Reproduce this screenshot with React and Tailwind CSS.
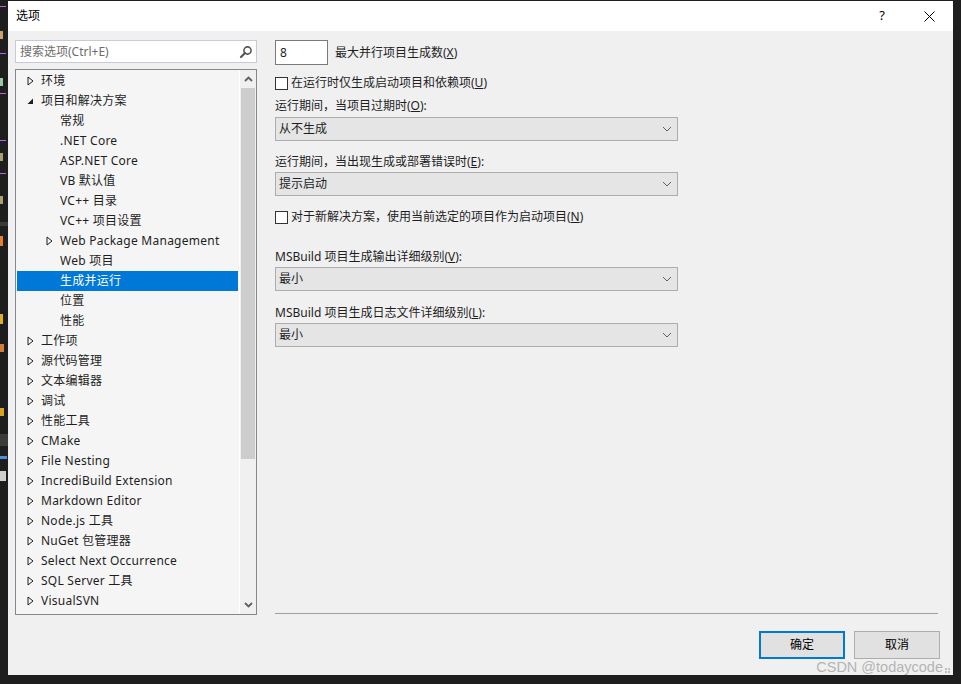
import React from "react";

const FONT = { fontFamily: '"Noto Sans", "Noto Sans CJK SC", sans-serif' };

const treeItems = [
  { label: "环境", level: 0, state: "closed" },
  { label: "项目和解决方案", level: 0, state: "open" },
  { label: "常规", level: 1 },
  { label: ".NET Core", level: 1 },
  { label: "ASP.NET Core", level: 1 },
  { label: "VB 默认值", level: 1 },
  { label: "VC++ 目录", level: 1 },
  { label: "VC++ 项目设置", level: 1 },
  { label: "Web Package Management", level: 1, state: "closed" },
  { label: "Web 项目", level: 1 },
  { label: "生成并运行", level: 1, selected: true },
  { label: "位置", level: 1 },
  { label: "性能", level: 1 },
  { label: "工作项", level: 0, state: "closed" },
  { label: "源代码管理", level: 0, state: "closed" },
  { label: "文本编辑器", level: 0, state: "closed" },
  { label: "调试", level: 0, state: "closed" },
  { label: "性能工具", level: 0, state: "closed" },
  { label: "CMake", level: 0, state: "closed" },
  { label: "File Nesting", level: 0, state: "closed" },
  { label: "IncrediBuild Extension", level: 0, state: "closed" },
  { label: "Markdown Editor", level: 0, state: "closed" },
  { label: "Node.js 工具", level: 0, state: "closed" },
  { label: "NuGet 包管理器", level: 0, state: "closed" },
  { label: "Select Next Occurrence", level: 0, state: "closed" },
  { label: "SQL Server 工具", level: 0, state: "closed" },
  { label: "VisualSVN", level: 0, state: "closed" },
];

// 左边露出来的编辑器代码碎片
const codeBits = [
  { mt: "mt-[6px]", c: "bg-[#b267e6]", w: "w-[6px]", h: "h-[1px]" },
  { mt: "mt-[24px]", c: "bg-[#c9a26d]", w: "w-[3px]", h: "h-[8px]" },
  { mt: "mt-[14px]", c: "bg-[#b267e6]", w: "w-[6px]", h: "h-[1px]" },
  { mt: "mt-[24px]", c: "bg-[#9cc7a6]", w: "w-[3px]", h: "h-[8px]" },
  { mt: "mt-[7px]", c: "bg-[#b267e6]", w: "w-[6px]", h: "h-[1px]" },
  { mt: "mt-[46px]", c: "bg-[#b267e6]", w: "w-[6px]", h: "h-[1px]" },
  { mt: "mt-[12px]", c: "bg-[#a8a070]", w: "w-[3px]", h: "h-[8px]" },
  { mt: "mt-[12px]", c: "bg-[#b267e6]", w: "w-[6px]", h: "h-[1px]" },
  { mt: "mt-[22px]", c: "bg-[#a8a070]", w: "w-[3px]", h: "h-[8px]" },
  { mt: "mt-[18px]", c: "bg-[#3a3a3a]", w: "w-[8px]", h: "h-[4px]" },
  { mt: "mt-[10px]", c: "bg-[#e37f2f]", w: "w-[3px]", h: "h-[10px]" },
  { mt: "mt-[68px]", c: "bg-[#e0b020]", w: "w-[3px]", h: "h-[10px]" },
  { mt: "mt-[20px]", c: "bg-[#d77d3a]", w: "w-[4px]", h: "h-[8px]" },
  { mt: "mt-[56px]", c: "bg-[#d9a520]", w: "w-[4px]", h: "h-[8px]" },
  { mt: "mt-[18px]", c: "bg-[#3c3c3c]", w: "w-[8px]", h: "h-[12px]" },
  { mt: "mt-[10px]", c: "bg-[#4a8fd8]", w: "w-[7px]", h: "h-[3px]" },
  { mt: "mt-[12px]", c: "bg-[#d0d0d0]", w: "w-[6px]", h: "h-[10px]" },
];

function ClosedArrow() {
  return (
    <svg width="7" height="10" viewBox="0 0 7 10">
      <path d="M1 1 L6 5 L1 9 Z" fill="none" stroke="#1e1e1e" strokeWidth="1" />
    </svg>
  );
}

function OpenArrow() {
  return (
    <svg width="7" height="7" viewBox="0 0 7 7">
      <path d="M6 0.5 L6 6 L0.5 6 Z" fill="#1e1e1e" />
    </svg>
  );
}

function Chevron() {
  return (
    <svg width="10" height="6" viewBox="0 0 10 6">
      <path d="M1 1 L5 5 L9 1" fill="none" stroke="#606060" strokeWidth="1" />
    </svg>
  );
}

function TreeRow({ item }) {
  const pad = item.level === 0 ? "pl-[10px]" : "pl-[29px]";
  return (
    <div
      className={`flex h-[20px] mx-[1px] items-center ${pad} ${
        item.selected ? "bg-[#0078d7] text-white" : "text-[#1e1e1e]"
      }`}
    >
      <span className="flex w-[14px] items-center">
        {item.state === "closed" && <ClosedArrow />}
        {item.state === "open" && <OpenArrow />}
      </span>
      <span className="whitespace-nowrap tracking-[0.25px]">{item.label}</span>
    </div>
  );
}

function Checkbox({ children }) {
  return (
    <div className="flex h-[20px] items-center">
      <span className="h-[13px] w-[13px] border border-[#333333] bg-white" />
      <span className="ml-[3px]">{children}</span>
    </div>
  );
}

function Select({ value, className }) {
  return (
    <div
      className={`flex h-[24px] w-[403px] items-center justify-between border border-[#adadad] bg-[#e5e5e5] pl-[3px] pr-[5px] ${className}`}
    >
      <span>{value}</span>
      <Chevron />
    </div>
  );
}

export default function App() {
  return (
    <div
      className="flex h-[684px] w-[961px] overflow-hidden bg-[#1e1e1e] text-[12px] text-[#1e1e1e]"
      style={FONT}
    >
      <div className="flex w-[8px] flex-col">
        {codeBits.map((b, i) => (
          <span key={i} className={`${b.mt} ${b.c} ${b.w} ${b.h} shrink-0`} />
        ))}
      </div>

      <div className="relative mt-[1px] flex h-[674px] w-[945px] flex-col bg-[#f0f0f0]">
        {/* 标题栏 */}
        <div className="flex h-[30px] items-center bg-white pl-[8px] pr-[18px]">
          <span className="text-[12px] text-black">选项</span>
          <span className="ml-auto text-[13px] text-black">?</span>
          <svg className="ml-[39px]" width="11" height="11" viewBox="0 0 11 11">
            <path d="M0.5 0.5 L10.5 10.5 M10.5 0.5 L0.5 10.5" stroke="#000" strokeWidth="1" />
          </svg>
        </div>

        <div className="flex pt-[9px]">
          {/* 左侧：搜索 + 树 */}
          <div className="ml-[7px] flex w-[242px] flex-col">
            <div className="flex h-[23px] items-center border border-[#c8cbd7] bg-white pl-[4px] pr-[3px]">
              <span className="text-[#6d6d6d]">搜索选项(Ctrl+E)</span>
              <svg className="ml-auto" width="14" height="14" viewBox="0 0 14 14">
                <circle cx="8.5" cy="5.5" r="3.6" fill="none" stroke="#555" strokeWidth="1.6" />
                <path d="M6 8 L2 12" stroke="#555" strokeWidth="2.2" strokeLinecap="round" />
              </svg>
            </div>

            <div className="mt-[6px] flex h-[546px] border border-[#828790] bg-[#f5f5f5]">
              <div className="flex-1 overflow-hidden pt-[1px]">
                {treeItems.map((item) => (
                  <TreeRow key={item.label} item={item} />
                ))}
              </div>
              <div className="flex w-[17px] flex-col border-l border-white bg-[#f0f0f0]">
                <div className="flex h-[18px] items-center justify-center">
                  <svg width="9" height="6" viewBox="0 0 9 6">
                    <path d="M1 5 L4.5 1.5 L8 5" fill="none" stroke="#606060" strokeWidth="1.8" />
                  </svg>
                </div>
                <div className="mx-[1px] h-[371px] bg-[#cdcdcd]" />
                <div className="mt-auto flex h-[18px] items-center justify-center">
                  <svg width="9" height="6" viewBox="0 0 9 6">
                    <path d="M1 1 L4.5 4.5 L8 1" fill="none" stroke="#606060" strokeWidth="1.8" />
                  </svg>
                </div>
              </div>
            </div>
          </div>

          {/* 右侧：选项 */}
          <div className="ml-[18px] flex w-[663px] flex-col">
            <div className="flex items-center">
              <div className="flex h-[25px] w-[53px] items-center border border-[#7a7a7a] bg-white pl-[4px]">
                8
              </div>
              <span className="ml-[7px]">
                最大并行项目生成数(<u>X</u>)
              </span>
            </div>

            <div className="mt-[8px]">
              <Checkbox>
                在运行时仅生成启动项目和依赖项(<u>U</u>)
              </Checkbox>
            </div>

            <div className="mt-[3px] flex h-[20px] items-center">
              运行期间，当项目过期时(<u>O</u>):
            </div>
            <Select value="从不生成" className="mt-[1px]" />

            <div className="mt-[11px] flex h-[20px] items-center">
              运行期间，当出现生成或部署错误时(<u>E</u>):
            </div>
            <Select value="提示启动" className="mt-[0px]" />

            <div className="mt-[11px]">
              <Checkbox>
                对于新解决方案，使用当前选定的项目作为启动项目(<u>N</u>)
              </Checkbox>
            </div>

            <div className="mt-[20px] flex h-[20px] items-center">
              MSBuild 项目生成输出详细级别(<u>V</u>):
            </div>
            <Select value="最小" className="mt-[0px]" />

            <div className="mt-[12px] flex h-[20px] items-center">
              MSBuild 项目生成日志文件详细级别(<u>L</u>):
            </div>
            <Select value="最小" className="mt-[0px]" />

            <div className="mb-[1px] mt-auto h-[1px] bg-[#a0a0a0]" />
          </div>
        </div>

        {/* 底部按钮 */}
        <div className="mt-[16px] flex justify-end gap-[9px] pr-[13px]">
          <button className="flex h-[28px] w-[86px] items-center justify-center border-2 border-[#0078d7] bg-[#e1e1e1] text-black">
            确定
          </button>
          <button className="flex h-[28px] w-[86px] items-center justify-center border border-[#adadad] bg-[#e1e1e1] text-black">
            取消
          </button>
        </div>

        <div className="absolute bottom-[0px] right-[3px] flex items-end gap-[2px]">
          <span
            className="text-[14.5px] leading-[16px] text-[#b4b4b4]"
            style={{ fontFamily: '"Liberation Sans", Arial, sans-serif' }}
          >
            CSDN @todaycode
          </span>
          <span className="mb-[2px] grid grid-cols-2 gap-[1px]">
            <span className="h-[2px] w-[2px] bg-[#c0c0c0]" />
            <span className="h-[2px] w-[2px] bg-[#c0c0c0]" />
            <span className="h-[2px] w-[2px] bg-[#c0c0c0]" />
            <span className="h-[2px] w-[2px] bg-[#c0c0c0]" />
          </span>
        </div>
      </div>
    </div>
  );
}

■ **TASK**:
Pick out the lines above that hold the string "React" and show them.

■ **THE OUTPUT**:
Reproduce this screenshot with React and Tailwind CSS.
import React from "react";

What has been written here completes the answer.